The people of the Basketmaker culture complex were short in stature and slender in build, with rather delicate features and long narrow heads. The end of the Basketmaker periods saw the intrusion of a new physical type, a group with short, broad heads, artificially flattened behind. These newcomers, the Pueblo people, in time impressed their physical type upon the later cultures of southern Utah. They filtered into the Basketmaker territory in ever-increasing numbers until the older, long-headed strain ceased to exist. About the time of this amalgamation the bow and arrow and grooved axe came into use. Cotton (for woven clothing) and several new varieties of corn were introduced. The turkey was domesticated; turkey skin, cut into strips, was woven into robes. Pottery technique improved in style and execution. In addition to plain and black-on-white vessels, jars were made in a manner that gave a banded appearance to the neck of the finished product. The semi-subterranean dwelling had shallow pits with freestanding walls of pole and adobe construction. There is little evidence of this period in Utah. It is known as Pueblo I or Developmental Pueblo. It is best represented in Arizona, New Mexico, and Colorado, and probably dated from about 800 to 900 A.D., or a little later in southern Utah.
Intensive cultivation of corn, beans, and squash provided food in such vast amounts that the Pueblo people were able to build substantial permanent villages. They developed flat-roofed masonry houses containing several contiguous rooms, some of which were used for living quarters, while others provided storage space. They were usually laid out in the form of a rectangle partially enclosed. A central court containing a semi-subterranean room that preserved certain features of the old Basketmaker houses was the prototype of the modern Pueblo ceremonial chamber or kiva (assembly chamber built under or in the Pueblo houses and used for religious purposes). Pottery was made with black designs on a true white or red background. Cooking vessels were made with corrugated surfaces; structural coils of clay were pinched at intervals and not afterwards smoothed over.
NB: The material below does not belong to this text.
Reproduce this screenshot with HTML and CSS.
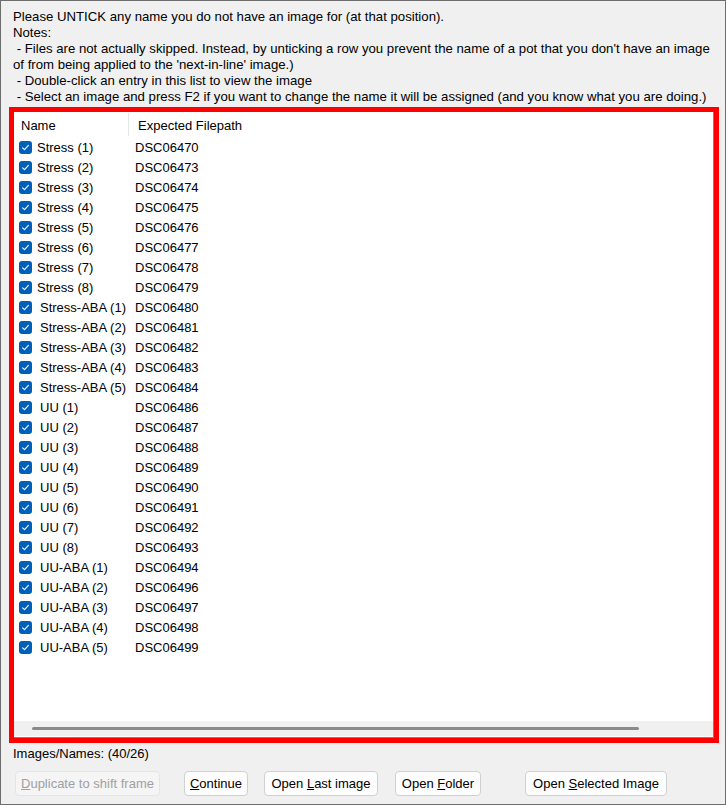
FILE: index.html
```html
<!DOCTYPE html>
<html>
<head>
<meta charset="utf-8">
<link rel="stylesheet" href="styles.css">
</head>
<body>
<div class="window">
  <div class="notes">
    <div class="line">Please UNTICK any name you do not have an image for (at that position).</div>
    <div class="line">Notes:</div>
    <div class="line">&nbsp;- Files are not actually skipped. Instead, by unticking a row you prevent the name of a pot that you don't have an image</div>
    <div class="line">of from being applied to the 'next-in-line' image.)</div>
    <div class="line">&nbsp;- Double-click an entry in this list to view the image</div>
    <div class="line">&nbsp;- Select an image and press F2 if you want to change the name it will be assigned (and you know what you are doing.)</div>
  </div>
  <div class="frame">
    <div class="list">
      <div class="header">
        <div class="hcell hname">Name</div>
        <div class="hdiv"></div>
        <div class="hcell hpath">Expected Filepath</div>
      </div>
      <div class="rows" id="rows"></div>
      <div class="hscroll"><div class="thumb"></div></div>
    </div>
  </div>
  <div class="status">Images/Names: (40/26)</div>
  <div class="buttons">
    <button class="btn disabled b-dup"><u>D</u>uplicate to shift frame</button>
    <button class="btn b-cont"><u>C</u>ontinue</button>
    <button class="btn b-last">Open <u>L</u>ast image</button>
    <button class="btn b-folder">Open <u>F</u>older</button>
    <button class="btn b-sel">Open <u>S</u>elected Image</button>
  </div>
</div>
<script src="script.js"></script>
</body>
</html>
```
FILE: script.js
```js
var data = [
  ["Stress (1)","DSC06470",0],["Stress (2)","DSC06473",0],["Stress (3)","DSC06474",0],["Stress (4)","DSC06475",0],
  ["Stress (5)","DSC06476",0],["Stress (6)","DSC06477",0],["Stress (7)","DSC06478",0],["Stress (8)","DSC06479",0],
  ["Stress-ABA (1)","DSC06480",1],["Stress-ABA (2)","DSC06481",1],["Stress-ABA (3)","DSC06482",1],["Stress-ABA (4)","DSC06483",1],["Stress-ABA (5)","DSC06484",1],
  ["UU (1)","DSC06486",1],["UU (2)","DSC06487",1],["UU (3)","DSC06488",1],["UU (4)","DSC06489",1],
  ["UU (5)","DSC06490",1],["UU (6)","DSC06491",1],["UU (7)","DSC06492",1],["UU (8)","DSC06493",1],
  ["UU-ABA (1)","DSC06494",1],["UU-ABA (2)","DSC06496",1],["UU-ABA (3)","DSC06497",1],["UU-ABA (4)","DSC06498",1],["UU-ABA (5)","DSC06499",1]
];
var box = '<svg class="cb" width="13" height="13" viewBox="0 0 13 13"><rect x="0" y="0" width="13" height="13" rx="3" fill="#005fb8"/><path d="M3.6 6.9 L5.5 8.7 L9.4 4.4" fill="none" stroke="#ffffff" stroke-width="1.1" stroke-linecap="round" stroke-linejoin="round"/></svg>';
var html = "";
data.forEach(function (d) {
  html += '<div class="row"><div class="cname">' + box + '<span class="ntext' + (d[2] ? ' wide' : '') + '">' + d[0] + '</span></div><div class="cpath">' + d[1] + '</div></div>';
});
document.getElementById("rows").innerHTML = html;
```
FILE: styles.css
```css
html, body {
  margin: 0;
  padding: 0;
}
body {
  font-family: "Liberation Sans", Arial, sans-serif;
  font-size: 13px;
  color: #000;
}
.window {
  width: 726px;
  height: 805px;
  box-sizing: border-box;
  border: 1px solid #6e6e6e;
  background: #f0f0f0;
  display: flex;
  flex-direction: column;
}
.notes {
  padding: 8px 0 0 12px;
  font-size: 13.2px;
}
.line {
  height: 16px;
  line-height: 16px;
  white-space: nowrap;
}
.frame {
  margin: 2px 0 0 8px;
  width: 710px;
  height: 636px;
  box-sizing: border-box;
  border: 5px solid #ff0000;
  display: flex;
}
.list {
  flex: 1;
  background: #fff;
  border-right: 1px solid #838383;
  border-bottom: 1px solid #838383;
  display: flex;
  flex-direction: column;
}
.header {
  height: 25px;
  display: flex;
  align-items: center;
}
.hcell {
  padding-top: 1px;
}
.hname {
  width: 107px;
  padding-left: 7px;
}
.hdiv {
  width: 1px;
  align-self: stretch;
  margin: 1px 0 1px 0;
  background: #e5e5e5;
}
.hpath {
  padding-left: 9px;
}
.rows {
  flex: 1;
}
.row {
  height: 20px;
  display: flex;
  align-items: center;
}
.cname {
  width: 121px;
  display: flex;
  align-items: center;
}
.cb {
  margin-left: 5px;
  flex: none;
}
.ntext {
  margin-left: 5px;
  white-space: nowrap;
}
.ntext.wide {
  margin-left: 8px;
}
.hscroll {
  height: 15px;
  background: #f0f0f0;
  border-bottom: 1px solid #fff;
  display: flex;
  align-items: center;
}
.thumb {
  margin-left: 18px;
  width: 607px;
  height: 3px;
  border-radius: 2px;
  background: #8a8a8a;
}
.status {
  margin: 3px 0 0 12px;
  height: 16px;
  line-height: 16px;
}
.buttons {
  margin-top: 9px;
  display: flex;
  padding-left: 14px;
}
.btn {
  height: 25px;
  box-sizing: border-box;
  border: 1px solid #d0d0d0;
  border-radius: 4px;
  background: #fdfdfd;
  font-family: "Liberation Sans", Arial, sans-serif;
  font-size: 13px;
  color: #000;
  padding: 0;
  text-align: center;
}
.btn.disabled {
  background: #f5f5f5;
  border-color: #e5e5e5;
  color: #a0a0a0;
}
.b-dup { width: 145px; }
.b-cont { width: 64px; margin-left: 24px; }
.b-last { width: 114px; margin-left: 16px; }
.b-folder { width: 86px; margin-left: 17px; }
.b-sel { width: 142px; margin-left: 44px; }
```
Crops were cultivated with simple agricultural tools, among which the digging stick was still the most important. This period, dating from about 900 to 1000 A.D., known as Pueblo II, is strongly represented in southern Utah. A general absence of Pueblo I indicates that the characteristic traits of this period were established in northern Arizona and later spread to southern Utah.
Somewhere around 1000 to 1100 A.D. there was a tendency on the part of dwellers in the small masonry houses of the San Juan valley to gather in large terraced pueblos of three or four stories. The dawn of the period known as Pueblo III or Great Pueblo produced large cliff dwellings similar to Mesa Verde's Cliff Palace in Colorado, great valley pueblos such as Pueblo Bonito in New Mexico, and large open-air villages in southeastern Utah. This concentration generated great cultural advances and specializations. Pottery was improved, each center producing a particular type. Fields were tilled, often at a distance from dwellings.
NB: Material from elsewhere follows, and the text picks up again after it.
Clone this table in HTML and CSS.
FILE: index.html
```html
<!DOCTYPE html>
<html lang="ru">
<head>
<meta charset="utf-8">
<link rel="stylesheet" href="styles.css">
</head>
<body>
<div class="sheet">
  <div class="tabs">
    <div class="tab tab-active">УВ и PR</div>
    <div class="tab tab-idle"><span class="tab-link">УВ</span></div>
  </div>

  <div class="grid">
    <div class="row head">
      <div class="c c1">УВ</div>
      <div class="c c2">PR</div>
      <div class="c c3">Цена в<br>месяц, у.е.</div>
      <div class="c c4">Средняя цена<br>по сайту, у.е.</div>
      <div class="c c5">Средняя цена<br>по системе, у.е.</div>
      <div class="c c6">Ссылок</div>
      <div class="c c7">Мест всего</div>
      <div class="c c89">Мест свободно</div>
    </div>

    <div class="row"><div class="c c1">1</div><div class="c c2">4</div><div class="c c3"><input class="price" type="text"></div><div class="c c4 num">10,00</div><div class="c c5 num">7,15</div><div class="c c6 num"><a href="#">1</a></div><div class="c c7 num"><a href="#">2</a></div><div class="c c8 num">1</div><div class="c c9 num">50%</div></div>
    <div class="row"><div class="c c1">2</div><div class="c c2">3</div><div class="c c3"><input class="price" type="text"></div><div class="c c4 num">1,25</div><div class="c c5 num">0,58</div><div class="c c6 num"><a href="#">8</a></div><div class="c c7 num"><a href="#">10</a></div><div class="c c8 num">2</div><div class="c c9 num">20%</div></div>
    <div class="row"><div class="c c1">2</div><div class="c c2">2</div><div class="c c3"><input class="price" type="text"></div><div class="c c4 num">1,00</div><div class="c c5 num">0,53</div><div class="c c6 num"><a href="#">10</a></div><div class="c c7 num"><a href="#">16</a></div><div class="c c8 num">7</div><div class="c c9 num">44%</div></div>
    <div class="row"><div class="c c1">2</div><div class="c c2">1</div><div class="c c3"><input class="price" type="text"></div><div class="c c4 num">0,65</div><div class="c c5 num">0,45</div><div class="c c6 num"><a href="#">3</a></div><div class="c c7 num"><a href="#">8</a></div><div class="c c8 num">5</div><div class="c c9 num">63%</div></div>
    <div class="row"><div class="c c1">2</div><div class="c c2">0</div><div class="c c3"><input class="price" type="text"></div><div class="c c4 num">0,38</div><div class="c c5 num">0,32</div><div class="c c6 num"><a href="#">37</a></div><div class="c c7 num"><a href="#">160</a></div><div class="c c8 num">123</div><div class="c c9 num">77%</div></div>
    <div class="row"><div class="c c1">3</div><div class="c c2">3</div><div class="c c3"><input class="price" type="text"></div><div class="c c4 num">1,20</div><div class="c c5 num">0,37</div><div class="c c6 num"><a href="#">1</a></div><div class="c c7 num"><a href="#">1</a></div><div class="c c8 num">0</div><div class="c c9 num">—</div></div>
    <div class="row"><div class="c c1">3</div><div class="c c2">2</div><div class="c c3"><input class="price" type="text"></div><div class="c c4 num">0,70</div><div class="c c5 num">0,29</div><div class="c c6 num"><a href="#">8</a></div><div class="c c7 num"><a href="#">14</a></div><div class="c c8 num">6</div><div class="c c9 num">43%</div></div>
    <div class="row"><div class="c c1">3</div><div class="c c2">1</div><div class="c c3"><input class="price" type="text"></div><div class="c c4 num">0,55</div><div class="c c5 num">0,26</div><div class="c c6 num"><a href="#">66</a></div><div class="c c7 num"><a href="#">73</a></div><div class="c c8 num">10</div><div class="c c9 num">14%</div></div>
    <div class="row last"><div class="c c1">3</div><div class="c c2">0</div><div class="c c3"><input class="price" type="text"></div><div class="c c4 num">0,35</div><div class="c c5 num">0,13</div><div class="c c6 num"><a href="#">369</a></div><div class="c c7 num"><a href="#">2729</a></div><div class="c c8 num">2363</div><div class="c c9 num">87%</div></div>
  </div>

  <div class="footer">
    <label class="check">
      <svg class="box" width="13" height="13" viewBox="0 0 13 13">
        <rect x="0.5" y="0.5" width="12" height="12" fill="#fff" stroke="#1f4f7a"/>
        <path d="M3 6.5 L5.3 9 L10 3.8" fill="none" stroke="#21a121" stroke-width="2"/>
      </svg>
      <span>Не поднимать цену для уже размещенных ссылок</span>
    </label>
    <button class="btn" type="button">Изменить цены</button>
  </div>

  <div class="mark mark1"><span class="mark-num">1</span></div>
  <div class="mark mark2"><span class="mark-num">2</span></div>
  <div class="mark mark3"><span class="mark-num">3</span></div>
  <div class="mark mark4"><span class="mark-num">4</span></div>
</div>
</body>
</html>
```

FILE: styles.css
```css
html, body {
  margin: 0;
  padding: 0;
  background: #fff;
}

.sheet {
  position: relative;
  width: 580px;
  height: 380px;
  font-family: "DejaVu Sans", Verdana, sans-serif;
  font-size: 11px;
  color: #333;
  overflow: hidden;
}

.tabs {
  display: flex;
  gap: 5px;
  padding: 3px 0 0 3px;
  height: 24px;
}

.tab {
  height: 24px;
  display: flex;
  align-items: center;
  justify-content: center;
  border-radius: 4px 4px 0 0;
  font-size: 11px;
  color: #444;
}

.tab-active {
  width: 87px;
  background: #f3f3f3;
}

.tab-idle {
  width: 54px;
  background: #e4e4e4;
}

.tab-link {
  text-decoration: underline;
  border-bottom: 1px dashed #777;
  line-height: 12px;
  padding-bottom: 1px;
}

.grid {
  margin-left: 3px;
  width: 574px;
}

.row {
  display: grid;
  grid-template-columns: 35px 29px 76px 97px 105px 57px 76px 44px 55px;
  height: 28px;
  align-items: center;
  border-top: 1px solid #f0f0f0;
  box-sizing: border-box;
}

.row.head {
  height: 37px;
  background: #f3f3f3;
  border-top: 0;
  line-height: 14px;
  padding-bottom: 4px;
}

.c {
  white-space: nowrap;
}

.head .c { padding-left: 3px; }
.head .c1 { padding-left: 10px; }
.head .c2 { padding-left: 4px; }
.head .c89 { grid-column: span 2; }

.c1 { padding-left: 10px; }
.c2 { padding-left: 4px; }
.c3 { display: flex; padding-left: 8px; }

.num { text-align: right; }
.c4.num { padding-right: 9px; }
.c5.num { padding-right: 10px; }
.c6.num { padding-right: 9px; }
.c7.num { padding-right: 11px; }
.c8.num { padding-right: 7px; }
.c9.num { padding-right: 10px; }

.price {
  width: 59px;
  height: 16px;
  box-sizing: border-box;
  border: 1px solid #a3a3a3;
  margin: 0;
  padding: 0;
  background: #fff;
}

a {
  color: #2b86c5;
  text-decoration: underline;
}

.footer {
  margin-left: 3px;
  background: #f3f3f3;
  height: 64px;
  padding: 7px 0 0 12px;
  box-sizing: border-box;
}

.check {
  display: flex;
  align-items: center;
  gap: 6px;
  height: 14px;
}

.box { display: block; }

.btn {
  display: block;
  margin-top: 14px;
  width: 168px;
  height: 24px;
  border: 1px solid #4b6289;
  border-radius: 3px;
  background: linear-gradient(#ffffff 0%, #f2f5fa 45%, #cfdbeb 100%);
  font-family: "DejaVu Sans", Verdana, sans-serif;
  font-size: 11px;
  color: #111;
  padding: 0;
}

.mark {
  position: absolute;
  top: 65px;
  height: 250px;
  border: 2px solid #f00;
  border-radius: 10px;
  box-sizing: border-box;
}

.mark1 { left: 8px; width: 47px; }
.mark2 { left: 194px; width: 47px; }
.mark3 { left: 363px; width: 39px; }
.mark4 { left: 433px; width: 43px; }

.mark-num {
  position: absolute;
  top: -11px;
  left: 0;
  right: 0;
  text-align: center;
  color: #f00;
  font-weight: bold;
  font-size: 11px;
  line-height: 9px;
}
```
These Indian towns reached a cultural level unsurpassed at any other period in their history, and then, for some unaccountable reason (perhaps the increased pressure of nomadic peoples), were gradually abandoned. First the northern centers and later those of the South were deserted until by the end of Pueblo III, about 1300 A.D., the villages in the San Juan Valley and Utah in general were abandoned. The culture continued in other parts of "the Southwest and passed through two subsequent periods: Pueblo IV or Regressive Pueblo, extending from 1300 to 1700 A.D.; and Pueblo V or Historic Pueblo, extending from 1700 A.D. to the present. The modern descendants of these people can be seen today at the Hopi towns in Arizona and Zuñi, Acomá, and the Rio Grande pueblos of New Mexico. It is possible to date these periods with some degree of exactness through study of the annual rings in timbers found within the ruins.
During the development of the Basketmaker-Pueblo sequence in southern Utah and adjoining States the larger part of Utah was inhabited by groups that lived in the northern hinterland of the progressive and comparatively highly cultured southern areas; from these they received their greatest stimulus. Since Basketmaker times cultural infiltrations have been diffused through central and northern Utah from the south. Certain ideas were more popular than others and moved more rapidly, producing strange combinations of comparatively recent traits practiced side by side with others that had been long discontinued in the focal area. This amalgamation of chronologically distinct southern traits, together with new adaptations and local inventions, produced a culture in Utah that can only be understood in terms of the Basketmaker-Pueblo sequence to the south.
The area in eastern Utah between the mouth of the San Juan River and the Uintah Basin acquired a culture that was basically Basketmaker but had such Pueblo ideas as the bow and arrow; at first, the people built shallow-pit lodges with pole and adobe roofs and a little later erected stone houses with free-standing walls. Cliff structures are common in this area, consisting mostly of small buildings on high ledges. Some are dwellings, while others are so small that they have given rise to the idea that they were inhabited by pygmies. Actually they were used as granaries. Truncated pyramidal pole and adobe structures have been found perched on high and narrow pinnacles many hundreds of feet above the valley floors. Similar dwellings are found near agricultural lands in the canyon bottoms, and slab-lined storage cists occur frequently.